Maintaining the warrior spirit
Lance Cpl. Noel Gonzalez

(July 26, 2007) -- “The Marine Corps Martial Arts Program is integral to the development and sustainment of our warrior ethos and it continues to be updated based on lessons learned to better prepare Marines for the challenges of current and future battlefields,” wrote General James T. Conway, commandant of the Marine Corps in ALMAR 034/07.

“Marines are warriors and should have a combat mind-set at all times. That’s what MCMAP does for Marines,” said Gunnery Sgt. Jerald W. Cleveland, installation logistics chief, Headquarters and Service Battalion, and black belt instructor.

The combat mind-set is sustained in MCMAP through a combination of three disciplines: mental, physical and character, which build the Marine in all aspects of himself.

* Mental- hones in on a combat mind-set, study of the art of war, decision making, tactics and techniques of maneuver warfare.
* Physical- teaches close-in fighting techniques, armed and unarmed combat, combined with traditional physical fitness.
* Character- sustains corps values, warrior ethos, ethics, respect, and participation in Marine Corps traditions.

“It’s not just pushing, punching and fighting. It’s an art, and if taught correctly will make better Marines,” said Cleveland. “Without the teachings of these disciplines, MCMAP becomes just another martial arts program.”

“As commanders develop and implement their MCMAP training programs, all must emphasize the importance of the character tie-ins and discussions. MCMAP provides leaders at every level with a method for developing all Marines as rifleman, ethical warriors and Marines who keep their honor clean,” said Conway.

Included is combat conditioning, which tests all three disciplines of the program.
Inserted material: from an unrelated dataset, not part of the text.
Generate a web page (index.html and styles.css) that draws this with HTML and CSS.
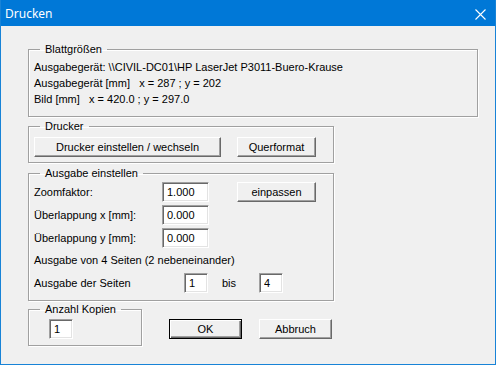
FILE: index.html
```html
<!DOCTYPE html>
<html lang="de">
<head>
    <meta charset="UTF-8">
    <title>Drucken</title>
    <link rel="stylesheet" href="styles.css">
</head>
<body>
    <div class="window">
        <div class="titlebar">
            <span class="title">Drucken</span>
            <svg class="close" width="11" height="11" viewBox="0 0 11 11">
                <path d="M0.5 0.5 L10.5 10.5 M10.5 0.5 L0.5 10.5" stroke="#fff" stroke-width="1.1" fill="none"/>
            </svg>
        </div>

        <div class="content">
            <fieldset class="group group-sheet">
                <legend>Blattgrößen</legend>
                <div class="line">Ausgabegerät: \\CIVIL-DC01\HP LaserJet P3011-Buero-Krause</div>
                <div class="line">Ausgabegerät [mm]&nbsp;&nbsp; x = 287 ; y = 202</div>
                <div class="line">Bild [mm]&nbsp;&nbsp; x = 420.0 ; y = 297.0</div>
            </fieldset>

            <fieldset class="group group-printer">
                <legend>Drucker</legend>
                <div class="row">
                    <button class="button btn-setup">Drucker einstellen / wechseln</button>
                    <button class="button btn-side">Querformat</button>
                </div>
            </fieldset>

            <fieldset class="group group-output">
                <legend>Ausgabe einstellen</legend>
                <div class="row field-row">
                    <span class="field-label">Zoomfaktor:</span>
                    <input class="edit edit-wide" value="1.000">
                    <button class="button btn-side">einpassen</button>
                </div>
                <div class="row field-row">
                    <span class="field-label">Überlappung x [mm]:</span>
                    <input class="edit edit-wide" value="0.000">
                </div>
                <div class="row field-row">
                    <span class="field-label">Überlappung y [mm]:</span>
                    <input class="edit edit-wide" value="0.000">
                </div>
                <div class="note">Ausgabe von 4 Seiten (2 nebeneinander)</div>
                <div class="row">
                    <span class="pages-label">Ausgabe der Seiten</span>
                    <input class="edit edit-small" value="1">
                    <span class="bis">bis</span>
                    <input class="edit edit-small" value="4">
                </div>
            </fieldset>

            <div class="bottom">
                <fieldset class="group group-copies">
                    <legend>Anzahl Kopien</legend>
                    <input class="edit edit-small copies" value="1">
                </fieldset>
                <button class="button btn-dialog btn-default">OK</button>
                <button class="button btn-dialog">Abbruch</button>
            </div>
        </div>
    </div>
</body>
</html>
```

FILE: styles.css
```css
body {
    margin: 0;
    padding: 0;
    background-color: #f0f0f0;
    font-family: "Liberation Sans", Arial, sans-serif;
    font-size: 11px;
    color: #000;
}

.window {
    width: 496px;
    height: 365px;
    box-sizing: border-box;
    border: 1px solid #1883d7;
    border-top: none;
    background-color: #f0f0f0;
    overflow: hidden;
}

.titlebar {
    height: 26px;
    margin: 0 -1px;
    background-color: #0078d7;
    display: flex;
    align-items: center;
    justify-content: space-between;
    padding: 0 10px 0 5px;
}

.title {
    font-family: "Noto Sans", sans-serif;
    font-size: 12px;
    color: #fff;
}

.close {
    margin-top: 2px;
}

.content {
    padding: 17px 0 0 27px;
}

/* group boxes */
.group {
    margin: 0;
    padding: 0;
    border: 1px solid #a0a0a0;
    box-shadow: inset 1px 1px 0 #fff, 1px 1px 0 #fff;
    box-sizing: border-box;
    min-width: 0;
}

.group legend {
    padding: 0 5px 0 5px;
    margin-left: 6px;
    line-height: 13px;
    height: 13px;
}

.group-sheet {
    width: 450px;
    padding: 3px 5px 9px 5px;
}

.line {
    height: 16px;
    line-height: 16px;
    white-space: nowrap;
}

.group-printer {
    width: 306px;
    margin-top: 3px;
    padding: 4px 5px 5px 5px;
}

.group-output {
    width: 306px;
    margin-top: 4px;
    padding: 2px 5px 7px 5px;
}

.row {
    display: flex;
    align-items: center;
}

.field-row {
    margin-bottom: 3px;
}

.field-label {
    width: 128px;
}

.note {
    height: 18px;
    line-height: 18px;
    margin-bottom: 4px;
}

.pages-label {
    width: 150px;
}

.bis {
    width: 51px;
    padding-left: 14px;
    box-sizing: border-box;
}

/* buttons */
.button {
    font-family: inherit;
    font-size: 11px;
    color: #000;
    height: 20px;
    padding: 0;
    background-color: #f0f0f0;
    border: 1px solid;
    border-color: #fff #696969 #696969 #fff;
    box-shadow: inset -1px -1px 0 #a0a0a0;
    box-sizing: border-box;
}

.btn-setup {
    width: 187px;
}

.btn-side {
    width: 79px;
    margin-left: 16px;
}

.field-row .btn-side {
    margin-left: 28px;
}

.btn-dialog {
    width: 73px;
    margin-top: 16px;
}

.btn-default {
    border-color: #000;
    box-shadow: inset 1px 1px 0 #fff, inset -1px -1px 0 #696969, inset -2px -2px 0 #a0a0a0;
    margin-left: 27px;
}

.btn-default + .btn-dialog {
    margin-left: 17px;
}

/* edit fields */
.edit {
    font-family: inherit;
    font-size: 11px;
    height: 20px;
    padding: 0 0 0 4px;
    margin: 0;
    background-color: #fff;
    border: 1px solid;
    border-color: #a0a0a0 #fff #fff #a0a0a0;
    box-shadow: inset 1px 1px 0 #696969, inset -1px -1px 0 #e3e3e3;
    box-sizing: border-box;
    outline: none;
}

.edit-wide {
    width: 47px;
}

.edit-small {
    width: 24px;
}

.bottom {
    display: flex;
    align-items: flex-start;
    margin-top: 2px;
}

.group-copies {
    width: 114px;
    padding: 3px 5px 6px 5px;
}

.copies {
    margin-left: 15px;
}
```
It mentally challenges Marines by testing their ability to think and fight while fatigued and challenges character by a Marine’s choice to quit or continue during a tough scenario. At that point the Marine either flees or follows the core values of honor, courage and commitment.
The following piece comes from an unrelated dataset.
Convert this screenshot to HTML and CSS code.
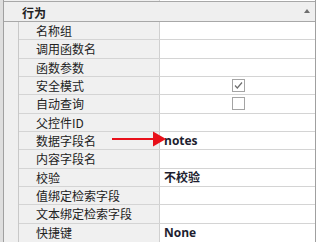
FILE: index.html
```html
<!DOCTYPE html>
<html>
<head>
<meta charset="utf-8">
<link rel="stylesheet" href="styles.css">
</head>
<body>
<div class="grid">
  <div class="stub"><span class="stub-name"></span><span class="stub-value"></span></div>
  <div class="cat">
    <span class="cat-title">行为</span>
    <span class="cat-toggle"></span>
  </div>
  <div class="body">
    <div class="gutter"></div>
    <div class="rows">
      <div class="row"><div class="name">名称组</div><div class="value"></div></div>
      <div class="row"><div class="name">调用函数名</div><div class="value"></div></div>
      <div class="row"><div class="name">函数参数</div><div class="value"></div></div>
      <div class="row"><div class="name">安全模式</div><div class="value center"><span class="check">
        <svg width="11" height="11" viewBox="0 0 11 11"><path d="M2 5.5 L4.3 8 L9 2.5" fill="none" stroke="#6e6e6e" stroke-width="1.2"/></svg></span></div></div>
      <div class="row"><div class="name">自动查询</div><div class="value center"><span class="check"></span></div></div>
      <div class="row"><div class="name">父控件ID</div><div class="value"></div></div>
      <div class="row"><div class="name">数据字段名</div><div class="value bold">notes</div></div>
      <div class="row"><div class="name">内容字段名</div><div class="value"></div></div>
      <div class="row"><div class="name">校验</div><div class="value bold">不校验</div></div>
      <div class="row"><div class="name">值绑定检索字段</div><div class="value"></div></div>
      <div class="row"><div class="name">文本绑定检索字段</div><div class="value"></div></div>
      <div class="row"><div class="name">快捷键</div><div class="value bold">None</div></div>
    </div>
    <svg class="arrow" width="56" height="16" viewBox="0 0 56 16"><rect x="0" y="7" width="42" height="2" fill="#e8101a"/><polygon points="41,0.5 54,8 41,15.5" fill="#e8101a"/></svg>
  </div>
</div>
</body>
</html>
```

FILE: styles.css
```css
html, body {
  margin: 0;
  padding: 0;
}
body {
  width: 318px;
  height: 242px;
  overflow: hidden;
  background: linear-gradient(to right, #dedede 3px, #ffffff 3px);
  font-family: "Noto Sans", "Noto Sans CJK SC", sans-serif;
  font-size: 12px;
  color: #222;
}
.grid {
  margin-left: 3px;
  width: 311px;
  border-left: 1px solid #a0a0a0;
  border-right: 1px solid #a0a0a0;
  border-bottom: 1px solid #a0a0a0;
}
.stub {
  display: flex;
  height: 1px;
}
.stub-name {
  width: 155px;
  background: #f0f0f0;
  border-right: 1px solid #d0d0d0;
}
.stub-value {
  flex: 1;
  background: #fff;
}
.cat {
  height: 19px;
  border-top: 1px solid #a8a8a8;
  border-bottom: 1px solid #a8a8a8;
  background: #efefef;
  display: flex;
  align-items: center;
  justify-content: space-between;
  padding: 0 5px 0 18px;
  box-sizing: content-box;
}
.cat-title {
  font-family: "Noto Sans CJK SC", sans-serif;
  font-weight: bold;
  font-size: 12px;
  color: #222;
  line-height: 12px;
  padding-top: 3px;
}
.cat-toggle {
  width: 0;
  height: 0;
  border-left: 3.5px solid transparent;
  border-right: 3.5px solid transparent;
  border-bottom: 4px solid #6e6e6e;
  margin-bottom: 2px;
}
.body {
  position: relative;
  display: flex;
}
.gutter {
  width: 14px;
  background: #efefef;
  border-right: 1px solid #c8c8c8;
}
.rows {
  flex: 1;
  display: grid;
  grid-template-rows: repeat(12, 18.333px);
}
.row {
  display: flex;
  border-bottom: 1px solid #d4d4d4;
}
.row:last-child {
  border-bottom: none;
}
.name {
  width: 123px;
  padding-left: 17px;
  background: #f0f0f0;
  border-right: 1px solid #d0d0d0;
  font-family: "Noto Sans CJK SC", sans-serif;
  font-size: 12px;
  color: #222;
  display: flex;
  align-items: center;
  white-space: nowrap;
}
.value {
  flex: 1;
  background: #fff;
  padding-left: 4px;
  display: flex;
  align-items: center;
}
.value.center {
  justify-content: center;
  padding-left: 2px;
}
.bold {
  font-family: "Open Sans", "Noto Sans CJK SC", sans-serif;
  font-weight: bold;
  font-size: 12px;
  color: #1e1e30;
}
.check {
  width: 11px;
  height: 11px;
  border: 1px solid #a4a4a4;
  background: #fff;
  display: flex;
}
.arrow {
  position: absolute;
  left: 108px;
  top: 109px;
}
```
During MCMAP, Marines realize training their mind is as important as their body,” said Sgt. Jason B. Clark, martial arts instructor trainer, Leatherneck Square. “

“In order to have a combat mind-set, you have to be physically conditioned. If you get tired within the first two minutes of an encounter, you’re no good, no matter what skills you possess,” said Cleveland.

In addition, it includes eastern culture disciplines such as, judo, karate, tae kwon do and grappling and like traditional martial arts, MCMAP uses a belt rating system, adding new skills and sustaining what was learned from previous belts.

“You can’t have one without the other,” according to Cleveland. “If you don’t sustain the skills taught in the past, then you won’t progress to the next belt.”

According to the Commandant, “MCMAP is a key asset in developing both war fighting skills and character. All commanders should be utilizing it to its fullest.”

Encouraging Marines to participate in MCMAP is necessary and important to help make better Marines and a better Marine Corps, said Cleveland.